Hoarding

We've all seen it. A neighbour's yard absolutely piled high with junk. A family member whose growing stack of old newspapers is overshadowed only by the rest of the seemingly worthless stuff that is crammed into every available space in a cramped house.

Sometimes we laugh and call these people pack rats or joke about their incessant accumulation or saving of things.

But hoarding is not something to laugh about. It is a symptom of compulsion that can indicate serious mental illness and can also destroy people's lives.

Hoarding behaviour results from fear of discarding something that might be needed or fear that getting rid of an item may have negative consequences. Approximately one per cent of the population suffers from this problem.

This is often a specific symptom of obsessive compulsive disorder but can also occur as an accompanying symptom in other disorders such as anorexia nervosa, dementia and some psychotic disorders.

Essentially, hoarders keep large amounts of items that are considered excessive or worthless to the outside world. These individuals save items seen as unnecessary; buy or save excessive items of any kind; and treat all saved items as equally valuable regardless of actual financial, sentimental or functional value.

Often, hoarding exists to such an extent that it is impossible to use furniture, rooms or entire homes because of the space taken up by the piles of saved material. The lack of space then tends to lead to a complete breakdown in the ability to keep a house clean. Resulting infestations of insects, rodents or mold can become serious problems.

What differentiates a compulsive hoarder from simply a cluttered individual are the feelings of anxiety that accompany the hoarding or saving behaviour.

Hoarders experience intense anxiety or distress when attempting to discard or even contemplate getting rid of even small items. In fact, the hoarding behaviour is usually done in order to combat the anxiety produced by questions that arise when considering organizing or discarding any items.

Hoarders tend to be crippled by indecisiveness, perfectionism, procrastination and avoidant behaviour.

Usually, hoarding can be classified as a subtype of obsessive compulsive disorder (OCD). In order for this diagnosis to be made, the hoarding behaviour will cause the sufferer significant distress and disruption to healthy functioning.

Unfortunately, hoarding can destroy interpersonal relationships, ruin housing, disrupt educational or work pursuits and can also seriously affect an individual's finances and health.

As with most mental health conditions, an exact cause has not yet been identified for hoarding, but there appears to be a strong genetic component to this condition. Modeling and conditioning may also play a role in the development of this condition.
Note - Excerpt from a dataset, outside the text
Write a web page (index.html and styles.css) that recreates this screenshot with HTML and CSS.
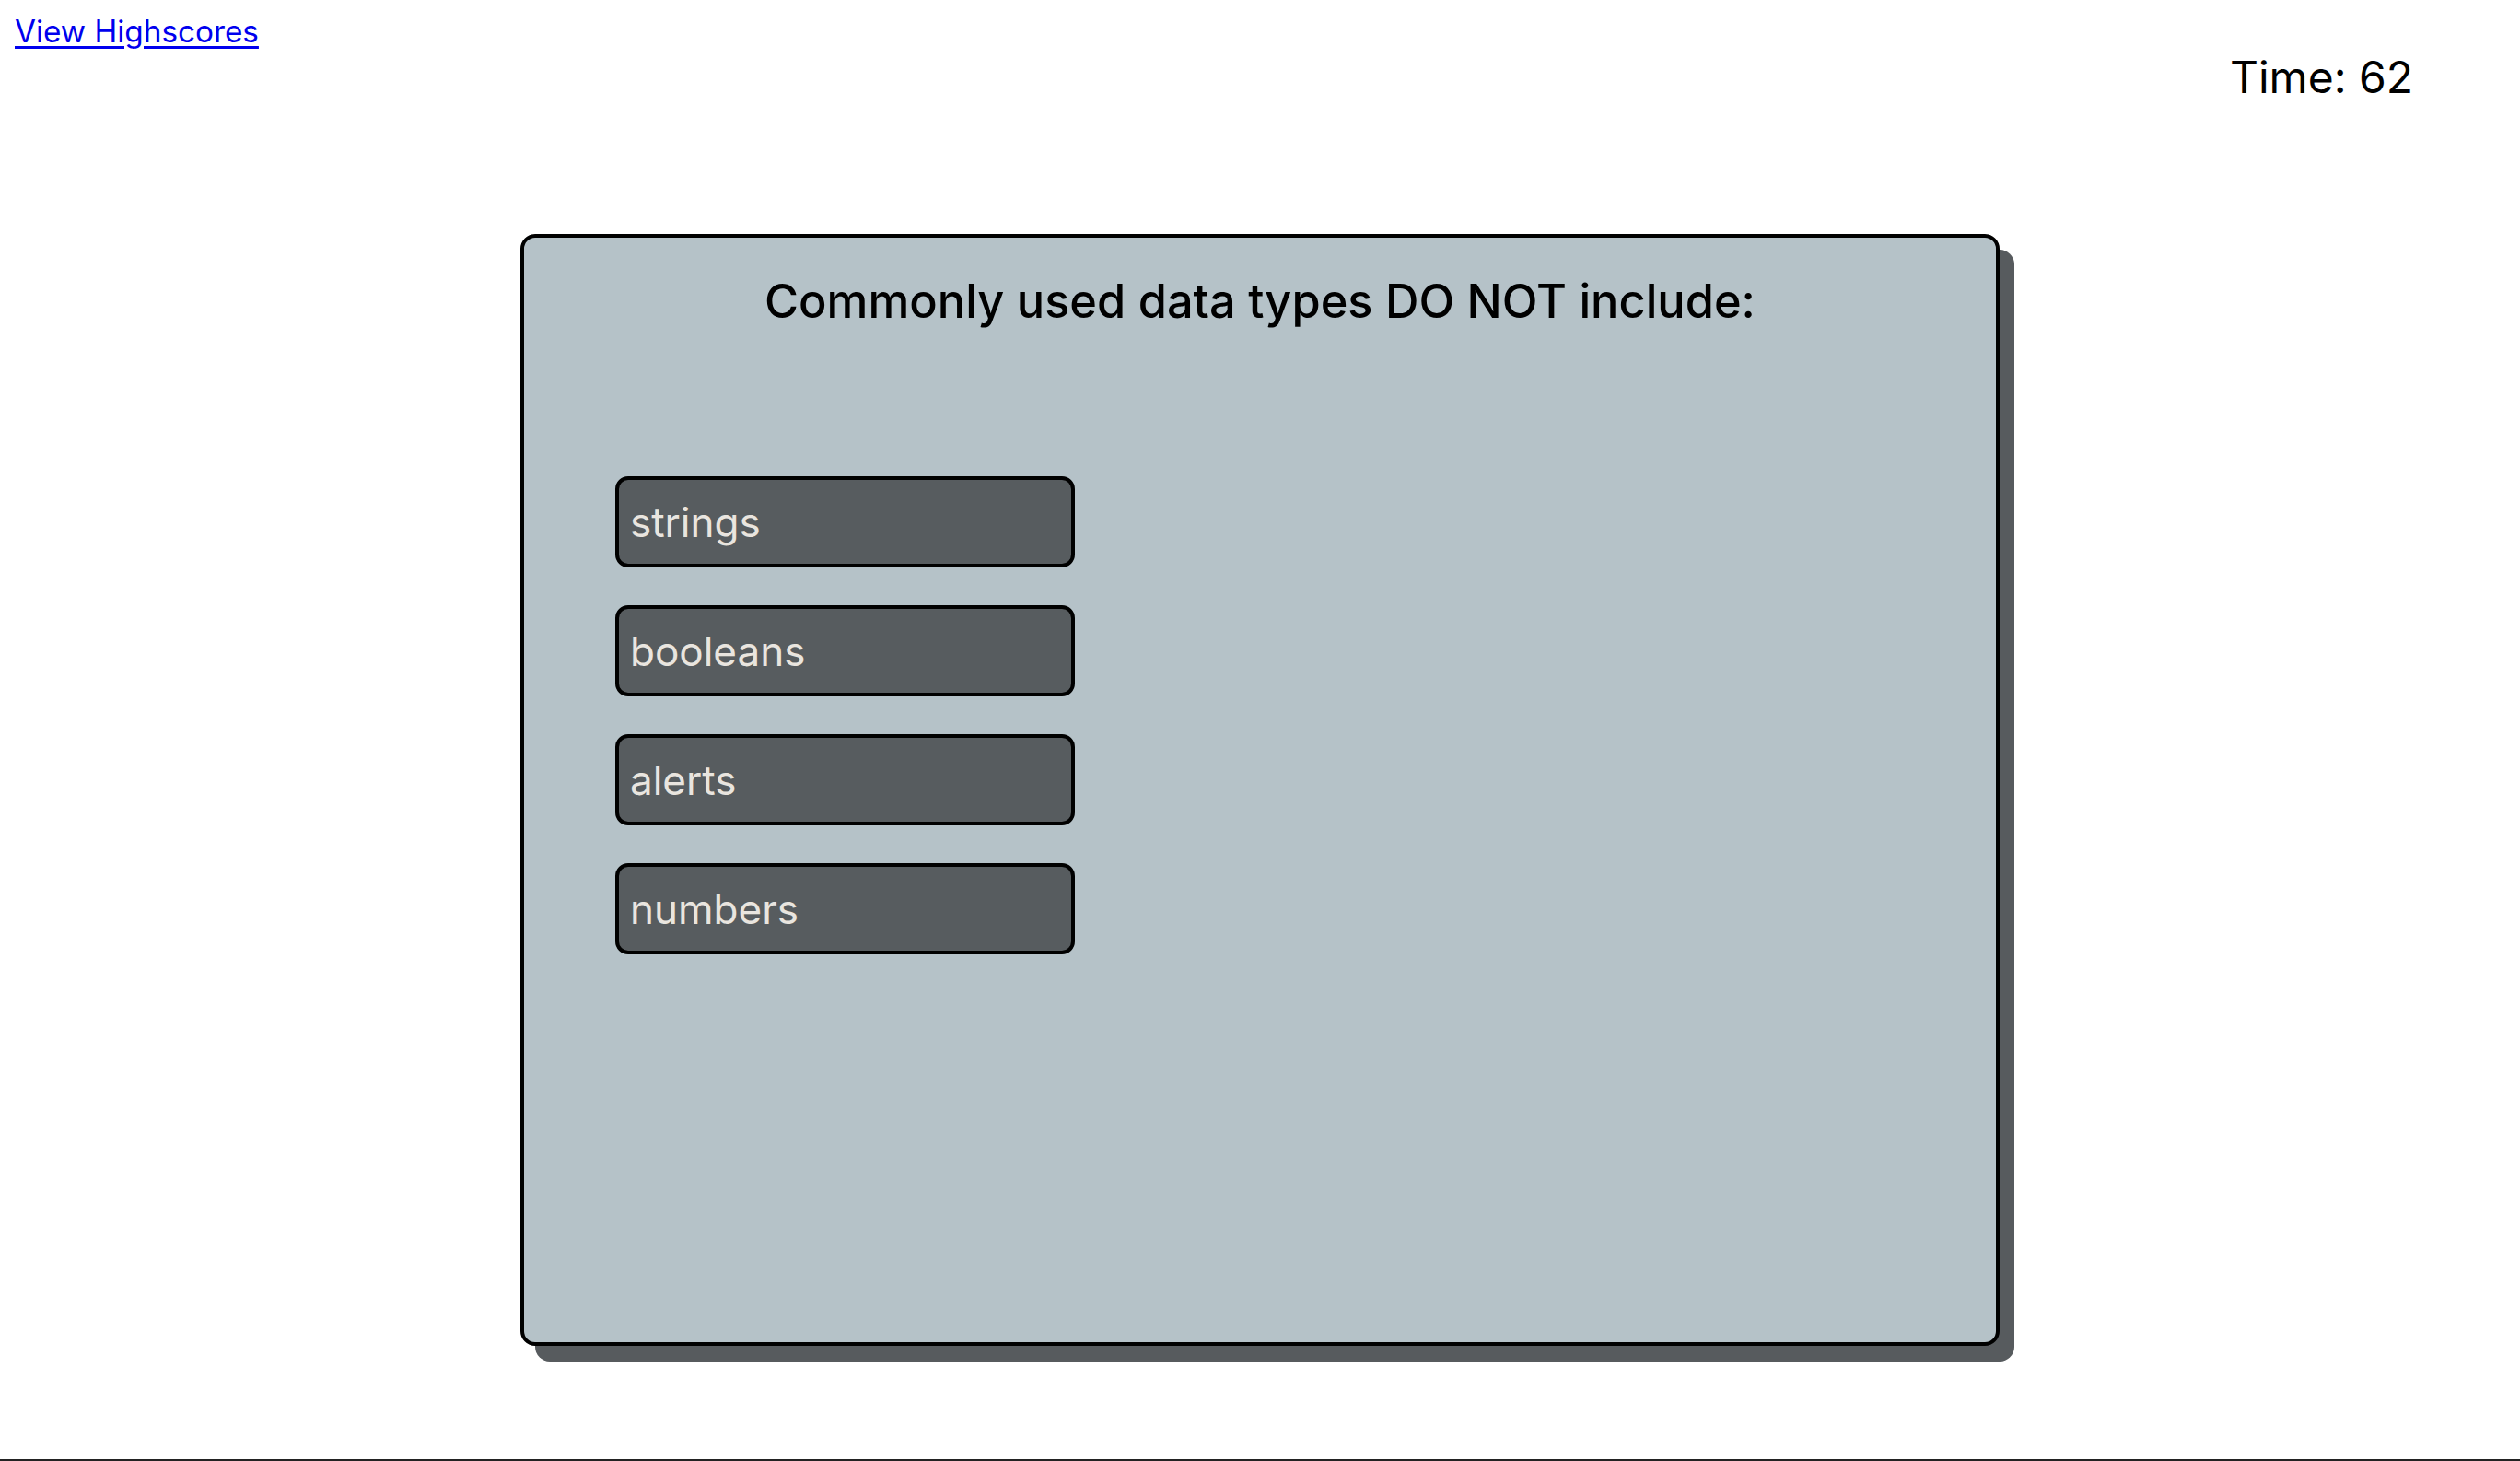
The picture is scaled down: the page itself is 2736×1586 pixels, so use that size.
FILE: index.html
```html
<!DOCTYPE html>
<html lang="en">
<head>
<meta charset="utf-8">
<title>Code Quiz</title>
<link rel="stylesheet" href="styles.css">
</head>
<body>
<div class="page">
  <header class="top">
    <a class="highscores" href="#">View Highscores</a>
    <div class="timer">Time: 62</div>
  </header>
  <main class="card">
    <h1 class="question">Commonly used data types DO NOT include:</h1>
    <div class="answers">
      <button class="answer">strings</button>
      <button class="answer">booleans</button>
      <button class="answer">alerts</button>
      <button class="answer">numbers</button>
    </div>
  </main>
</div>
</body>
</html>
```
FILE: styles.css
```css
html, body {
  margin: 0;
  padding: 0;
  background: #ffffff;
}

.page {
  box-sizing: border-box;
  height: 1586px;
  border-bottom: 2px solid #222222;
  font-family: Inter, "Noto Sans", "DejaVu Sans", sans-serif;
  color: #000000;
  overflow: hidden;
}

.top {
  display: flex;
  justify-content: space-between;
  align-items: flex-start;
  padding: 0 116px 0 16px;
  height: 254px;
}

.highscores {
  font-size: 33.3px;
  line-height: 40px;
  margin-top: 14px;
  color: #0000ee;
  text-decoration: underline;
  text-underline-offset: 4px;
}

.timer {
  font-size: 48px;
  line-height: 56px;
  margin-top: 56px;
}

.card {
  box-sizing: border-box;
  width: 1606px;
  height: 1207px;
  margin: 0 auto;
  background: #b5c2c8;
  border: 4px solid #000000;
  border-radius: 16px;
  box-shadow: 16px 17px 0 #575b5e;
  padding: 0 0 0 99px;
}

.question {
  margin: 39px 0 0 -99px;
  font-size: 50.5px;
  line-height: 60px;
  font-weight: 500;
  text-align: center;
}

.answers {
  display: flex;
  flex-direction: column;
  align-items: flex-start;
  gap: 41px;
  margin-top: 160px;
}

.answer {
  box-sizing: border-box;
  width: 499px;
  height: 99px;
  border: 4px solid #000000;
  border-radius: 14px;
  background: #575c5f;
  color: #e9e5df;
  font-family: Inter, "Noto Sans", "DejaVu Sans", sans-serif;
  font-size: 44px;
  text-align: left;
  padding: 0 12px;
}
```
Symptoms usually develop in early adulthood but can begin in childhood as well.

Compulsive hoarding can be difficult to treat in the best of circumstances, but is especially tricky if there is no willingness to change. Treatment usually involves a combination of techniques including behaviour therapy where patients explore triggers, worrisome thoughts and emotions tied to hoarding behaviour. Exposure therapy is another treatment tool and involves practical help in responding to uncomfortable thoughts and feelings when hoarding behaviour is challenged. Finally, medications used to treat anxiety and OCD can also be helpful.

If hoarding is ruining your life, don't be afraid to seek help. Change is possible to help you get on with leading a happy and healthy life.